In a recent study published in the prestigious journal Current Biology, researchers from the Universities of Pisa, Sydney, Florence and Salento have shown that statistical learning – that is, where we acquire information in a completely automatic and unconscious way – can even be traced back to one of our simplest and most unconscious reactions: the constriction or dilation of the pupil of our eyes, evoked by the sight of an image.
“This study shows that our visual system is sensitive to the statistical regularities of our environment even when we are not consciously aware of them,” says Paola Binda, professor at the University of Pisa and lead author of the study. “Pupil diameter remains a valuable source of information on how our sensory and cognitive systems work: a real window into the mind and its learning abilities.”

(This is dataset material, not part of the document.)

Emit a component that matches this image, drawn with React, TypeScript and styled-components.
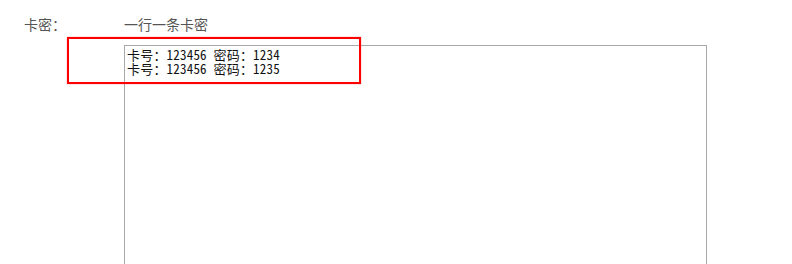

The study starts from the premise that a large amount of the information on which our behaviour is based is learned spontaneously and unconsciously. Just think of language acquisition: we are able to distinguish words from the sound produced by the speaker, even though it is continuous and lacks clear pauses to mark the end of one word and the beginning of the next: “To learn, we don’t need instructions or directions,” continues Paola Binda, “we can do it from the first weeks of life, simply by listening to the sounds of our language. Perhaps, this form of ‘statistical learning’ is important for extracting meaning from all sensory signals, not only auditory but also visual, tactile, etc.
For their research, the scientists showed the patients images of sets of seemingly random bars (link to video). Their temporal succession was very fast and regulated by a simple statistical structure: each image containing 24 bars was followed by one with 6 bars, 2 bars were followed by 12 bars, and so on, creating fixed numerosity pairs. Due to the rapid succession of images and the variable arrangement of elements, this temporal structure was imperceptible. Nevertheless, the pupil diameter oscillated systematically in response to the repetition of pairs (whereas no oscillation was observed in a control experiment in which the same images were presented in random order).
“Thanks to this innovative methodology, it is possible to monitor the evolution of complex brain processes in an indirect and non-invasive way”, concludes Binda. “In the long term, this type of research could provide us with new tools to characterise inter-individual differences and dysfunctions in learning.”